I like to imagine the conversation in the pitcher’s circle at that moment went something like this:
“You know, I could always hit her with a pitch. That way she can’t go yard again.”
“You do that, and she’s liable to walk out here, take that bat and bend it around your head.”
“OK, maybe I’ll just walk her…”
“Yeah, you think???”
It mattered not, as Coupeville’s offense was poppin’ and getting big hits from everyone.
Nicole Laxton legged out an infield single in the third, hitting the bag with an emphatic foot tap as first-base coach Ron Wright jumped close to 10 feet in the air during his celebration dance.
That, and a walk to Smith, set Mathusek up, and the sweet-swingin’ center-fielder responded, lobbing a two-run double to center as the Wolves run total hit double digits.
An RBI double from Wright, who tied Smith by reaching base during all four of her at-bats, stretched the lead to 11-3, and from there, the end was right around the bend.
South Whidbey threw one small wrinkle in, holding the Wolves scoreless in the fourth thanks to nice work from relief pitcher Melody Wilkie.
Her best play came on a towering pop-up by Wells.
As Marshall popped up from her catcher’s crouch and Sterba charged from first, Wilkie took off like a sprinter, glove out, and made a gorgeous snare on the rapidly-falling ball while splitting her teammates and almost crashing into her own dugout.
It was a standout play from a young woman with a lot of fans in Coupeville from back when she played with Central Whidbey Little League, but it would be the last highlight for the Falcons.
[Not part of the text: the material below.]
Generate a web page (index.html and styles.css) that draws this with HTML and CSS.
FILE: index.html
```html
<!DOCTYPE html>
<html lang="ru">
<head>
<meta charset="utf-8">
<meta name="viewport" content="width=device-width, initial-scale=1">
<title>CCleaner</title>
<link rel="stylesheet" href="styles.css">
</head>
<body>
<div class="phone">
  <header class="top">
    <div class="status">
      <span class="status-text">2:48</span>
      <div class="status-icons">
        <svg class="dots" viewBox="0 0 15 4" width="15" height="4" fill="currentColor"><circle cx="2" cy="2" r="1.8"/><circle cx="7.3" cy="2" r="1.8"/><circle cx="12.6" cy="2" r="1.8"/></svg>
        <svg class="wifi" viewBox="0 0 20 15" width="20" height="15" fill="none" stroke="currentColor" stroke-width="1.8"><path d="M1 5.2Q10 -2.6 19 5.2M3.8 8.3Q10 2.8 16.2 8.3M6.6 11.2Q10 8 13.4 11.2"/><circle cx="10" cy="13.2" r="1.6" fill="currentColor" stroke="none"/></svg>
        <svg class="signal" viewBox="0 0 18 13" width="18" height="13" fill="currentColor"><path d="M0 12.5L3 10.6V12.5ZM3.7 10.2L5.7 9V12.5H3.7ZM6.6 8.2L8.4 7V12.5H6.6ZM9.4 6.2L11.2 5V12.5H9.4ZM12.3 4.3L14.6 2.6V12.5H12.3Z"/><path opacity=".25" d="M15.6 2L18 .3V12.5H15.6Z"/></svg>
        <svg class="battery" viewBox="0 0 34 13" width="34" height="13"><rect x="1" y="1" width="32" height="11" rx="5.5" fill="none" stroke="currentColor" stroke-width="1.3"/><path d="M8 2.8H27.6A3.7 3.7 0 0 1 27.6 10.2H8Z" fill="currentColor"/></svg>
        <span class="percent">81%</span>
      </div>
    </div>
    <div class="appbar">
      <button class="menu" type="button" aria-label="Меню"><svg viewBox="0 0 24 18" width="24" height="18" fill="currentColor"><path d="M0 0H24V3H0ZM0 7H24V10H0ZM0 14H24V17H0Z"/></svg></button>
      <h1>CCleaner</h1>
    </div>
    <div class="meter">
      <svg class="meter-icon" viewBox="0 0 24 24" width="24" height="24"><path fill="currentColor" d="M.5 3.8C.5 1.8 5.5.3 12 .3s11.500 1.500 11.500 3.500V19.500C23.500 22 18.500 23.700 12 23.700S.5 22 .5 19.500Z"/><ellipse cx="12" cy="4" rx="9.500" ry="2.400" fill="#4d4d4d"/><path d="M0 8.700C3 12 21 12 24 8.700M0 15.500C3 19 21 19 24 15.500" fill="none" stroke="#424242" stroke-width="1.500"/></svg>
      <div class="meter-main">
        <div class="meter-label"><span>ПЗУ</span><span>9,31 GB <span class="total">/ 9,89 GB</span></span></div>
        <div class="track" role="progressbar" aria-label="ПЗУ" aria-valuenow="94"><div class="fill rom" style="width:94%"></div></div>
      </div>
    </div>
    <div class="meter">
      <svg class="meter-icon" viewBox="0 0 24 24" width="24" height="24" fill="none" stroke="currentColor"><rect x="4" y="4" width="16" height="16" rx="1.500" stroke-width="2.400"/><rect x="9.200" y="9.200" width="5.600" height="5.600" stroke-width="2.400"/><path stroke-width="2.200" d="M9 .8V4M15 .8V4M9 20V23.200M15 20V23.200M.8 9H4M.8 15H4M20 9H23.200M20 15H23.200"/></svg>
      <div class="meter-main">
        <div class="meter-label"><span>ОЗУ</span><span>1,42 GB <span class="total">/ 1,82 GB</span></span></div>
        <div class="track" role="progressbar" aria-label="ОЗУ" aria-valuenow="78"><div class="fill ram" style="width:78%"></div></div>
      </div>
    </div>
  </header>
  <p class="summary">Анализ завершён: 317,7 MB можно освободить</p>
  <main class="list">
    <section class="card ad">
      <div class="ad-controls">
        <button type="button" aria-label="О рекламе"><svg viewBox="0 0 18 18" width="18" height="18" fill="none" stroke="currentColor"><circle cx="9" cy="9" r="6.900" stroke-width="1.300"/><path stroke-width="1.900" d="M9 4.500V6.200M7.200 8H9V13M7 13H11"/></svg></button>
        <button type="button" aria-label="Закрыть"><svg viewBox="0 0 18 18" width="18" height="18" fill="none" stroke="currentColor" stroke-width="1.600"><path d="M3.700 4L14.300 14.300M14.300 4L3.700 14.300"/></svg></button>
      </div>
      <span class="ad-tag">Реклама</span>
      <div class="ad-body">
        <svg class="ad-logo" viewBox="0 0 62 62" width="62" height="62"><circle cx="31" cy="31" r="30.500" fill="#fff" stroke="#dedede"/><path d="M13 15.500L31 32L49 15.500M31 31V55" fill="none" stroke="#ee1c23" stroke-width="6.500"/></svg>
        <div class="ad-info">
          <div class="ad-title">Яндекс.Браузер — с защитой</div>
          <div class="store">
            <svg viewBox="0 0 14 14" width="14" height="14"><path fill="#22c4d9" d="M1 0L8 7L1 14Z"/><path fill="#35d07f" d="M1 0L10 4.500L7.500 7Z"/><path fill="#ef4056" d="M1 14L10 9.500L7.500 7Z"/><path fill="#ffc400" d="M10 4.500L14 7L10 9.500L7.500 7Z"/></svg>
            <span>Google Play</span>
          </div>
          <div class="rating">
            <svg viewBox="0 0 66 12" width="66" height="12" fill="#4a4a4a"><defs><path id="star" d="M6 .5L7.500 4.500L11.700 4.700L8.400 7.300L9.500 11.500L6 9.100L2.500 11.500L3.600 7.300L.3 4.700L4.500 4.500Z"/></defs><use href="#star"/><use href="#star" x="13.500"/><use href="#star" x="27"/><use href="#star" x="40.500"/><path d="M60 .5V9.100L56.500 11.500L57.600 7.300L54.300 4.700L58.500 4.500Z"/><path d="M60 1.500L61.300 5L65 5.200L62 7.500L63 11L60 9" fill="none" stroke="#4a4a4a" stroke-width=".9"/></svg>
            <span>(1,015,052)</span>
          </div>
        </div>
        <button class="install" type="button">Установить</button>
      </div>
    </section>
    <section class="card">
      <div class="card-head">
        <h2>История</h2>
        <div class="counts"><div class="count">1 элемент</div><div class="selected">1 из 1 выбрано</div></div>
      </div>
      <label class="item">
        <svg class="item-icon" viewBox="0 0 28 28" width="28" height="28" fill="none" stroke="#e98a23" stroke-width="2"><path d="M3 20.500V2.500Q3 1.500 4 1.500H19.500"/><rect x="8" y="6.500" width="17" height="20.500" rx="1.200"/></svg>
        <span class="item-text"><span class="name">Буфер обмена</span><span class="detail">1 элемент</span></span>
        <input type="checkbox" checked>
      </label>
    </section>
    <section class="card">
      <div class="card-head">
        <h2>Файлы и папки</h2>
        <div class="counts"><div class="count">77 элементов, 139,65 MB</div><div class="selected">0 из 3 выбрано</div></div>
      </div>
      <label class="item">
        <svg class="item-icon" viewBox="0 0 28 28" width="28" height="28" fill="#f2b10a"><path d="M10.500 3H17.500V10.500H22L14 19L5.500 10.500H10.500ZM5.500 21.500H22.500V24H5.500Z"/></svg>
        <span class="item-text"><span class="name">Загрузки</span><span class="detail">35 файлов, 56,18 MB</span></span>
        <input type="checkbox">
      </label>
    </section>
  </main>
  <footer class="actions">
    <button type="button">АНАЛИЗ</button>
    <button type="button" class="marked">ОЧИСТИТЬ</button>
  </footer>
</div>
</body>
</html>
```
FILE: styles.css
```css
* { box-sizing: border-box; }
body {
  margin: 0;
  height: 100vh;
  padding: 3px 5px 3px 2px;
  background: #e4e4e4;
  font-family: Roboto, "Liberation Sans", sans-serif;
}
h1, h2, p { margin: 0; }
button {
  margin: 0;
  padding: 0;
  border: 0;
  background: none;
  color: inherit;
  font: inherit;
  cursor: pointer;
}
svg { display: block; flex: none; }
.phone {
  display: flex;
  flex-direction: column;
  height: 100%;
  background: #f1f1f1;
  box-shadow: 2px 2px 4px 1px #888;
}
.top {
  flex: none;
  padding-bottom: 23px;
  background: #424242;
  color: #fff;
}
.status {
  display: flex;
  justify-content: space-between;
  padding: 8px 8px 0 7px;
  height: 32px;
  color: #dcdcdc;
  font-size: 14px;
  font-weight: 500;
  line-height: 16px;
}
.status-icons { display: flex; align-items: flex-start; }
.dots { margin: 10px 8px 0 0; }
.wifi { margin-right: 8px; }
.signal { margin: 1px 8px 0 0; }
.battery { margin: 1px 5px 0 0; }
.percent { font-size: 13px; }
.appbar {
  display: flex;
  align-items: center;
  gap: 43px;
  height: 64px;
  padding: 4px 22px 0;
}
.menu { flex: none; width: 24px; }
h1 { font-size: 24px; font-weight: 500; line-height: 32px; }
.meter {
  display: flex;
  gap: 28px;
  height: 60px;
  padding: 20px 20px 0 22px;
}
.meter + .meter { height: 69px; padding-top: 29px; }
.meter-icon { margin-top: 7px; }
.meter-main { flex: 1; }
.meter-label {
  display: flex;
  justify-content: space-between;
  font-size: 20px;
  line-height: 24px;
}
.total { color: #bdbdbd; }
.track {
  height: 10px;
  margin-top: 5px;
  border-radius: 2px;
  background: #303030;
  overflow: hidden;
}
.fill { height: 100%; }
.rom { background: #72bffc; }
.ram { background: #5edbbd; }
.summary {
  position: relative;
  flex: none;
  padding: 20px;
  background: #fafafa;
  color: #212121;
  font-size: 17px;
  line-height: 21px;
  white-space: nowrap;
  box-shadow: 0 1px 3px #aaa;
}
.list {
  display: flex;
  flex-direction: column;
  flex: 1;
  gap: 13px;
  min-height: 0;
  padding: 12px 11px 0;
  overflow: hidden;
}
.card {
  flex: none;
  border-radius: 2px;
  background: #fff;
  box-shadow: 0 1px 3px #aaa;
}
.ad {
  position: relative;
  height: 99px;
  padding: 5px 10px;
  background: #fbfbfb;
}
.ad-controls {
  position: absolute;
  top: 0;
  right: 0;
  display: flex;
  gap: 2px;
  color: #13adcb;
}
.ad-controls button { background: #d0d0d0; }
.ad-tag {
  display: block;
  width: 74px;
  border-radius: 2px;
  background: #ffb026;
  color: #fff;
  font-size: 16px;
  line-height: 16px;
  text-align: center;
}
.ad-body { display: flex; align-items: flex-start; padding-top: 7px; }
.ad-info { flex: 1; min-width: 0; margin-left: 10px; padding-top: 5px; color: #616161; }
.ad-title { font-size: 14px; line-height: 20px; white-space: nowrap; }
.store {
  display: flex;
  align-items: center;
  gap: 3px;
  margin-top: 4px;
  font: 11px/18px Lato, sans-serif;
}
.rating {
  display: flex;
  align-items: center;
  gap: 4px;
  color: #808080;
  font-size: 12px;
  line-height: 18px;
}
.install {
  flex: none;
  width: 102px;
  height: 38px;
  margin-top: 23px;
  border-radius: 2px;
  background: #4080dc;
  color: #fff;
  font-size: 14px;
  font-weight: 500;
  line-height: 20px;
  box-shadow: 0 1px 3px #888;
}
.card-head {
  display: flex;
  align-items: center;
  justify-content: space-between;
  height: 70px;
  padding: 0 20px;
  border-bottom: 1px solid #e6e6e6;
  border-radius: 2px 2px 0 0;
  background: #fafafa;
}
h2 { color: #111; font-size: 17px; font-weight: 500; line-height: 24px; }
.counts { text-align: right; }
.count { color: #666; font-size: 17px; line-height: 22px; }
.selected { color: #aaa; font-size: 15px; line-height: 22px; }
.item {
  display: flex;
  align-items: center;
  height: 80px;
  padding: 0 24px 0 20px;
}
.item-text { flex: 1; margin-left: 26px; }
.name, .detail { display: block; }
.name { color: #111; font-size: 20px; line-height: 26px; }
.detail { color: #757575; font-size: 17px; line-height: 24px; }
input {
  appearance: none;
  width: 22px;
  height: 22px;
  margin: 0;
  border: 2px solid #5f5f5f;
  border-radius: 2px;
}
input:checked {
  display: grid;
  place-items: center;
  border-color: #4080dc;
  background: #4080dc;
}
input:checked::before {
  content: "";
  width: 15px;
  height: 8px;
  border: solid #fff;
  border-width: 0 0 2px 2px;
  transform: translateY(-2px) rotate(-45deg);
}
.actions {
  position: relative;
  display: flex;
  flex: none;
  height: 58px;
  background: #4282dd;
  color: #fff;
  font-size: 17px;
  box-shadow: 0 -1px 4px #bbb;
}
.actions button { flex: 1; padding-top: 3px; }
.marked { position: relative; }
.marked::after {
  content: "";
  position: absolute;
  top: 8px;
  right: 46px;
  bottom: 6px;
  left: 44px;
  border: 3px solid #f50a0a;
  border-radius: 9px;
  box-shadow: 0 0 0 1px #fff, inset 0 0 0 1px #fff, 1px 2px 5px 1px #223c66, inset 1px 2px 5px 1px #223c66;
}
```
CHS stamped the gas pedal down in the bottom of the fifth, scoring two to take advantage of the mercy rule and bring the day’s activity to a close.
A walk and a Falcon error got things going, before Prescott and Bailey smashed RBI singles back up the middle to close the scoring.
Racking up 10 hits and seven walks, the Wolves kept their hot streak at the plate alive on a cold day, something which pleased their coach.
“We set the tone in the first inning when Veronica blasted a frozen rope … pun intended,” McGranahan said. “We won every inning today and also did it Saturday (against Meridian.)
“We are playing good ball right and are hitting the ball hard,” he added. “I am very happy with how we are hitting hard line drives and hitting as a team. We need to carry this momentum into the postseason.”
Crownover (HR), Wright (two doubles), Prescott (two singles), Bailey (two singles), Mathusek (2B), Laxton (1B), and Smith (1B) all collected hits, with Wright and Smith each walking twice.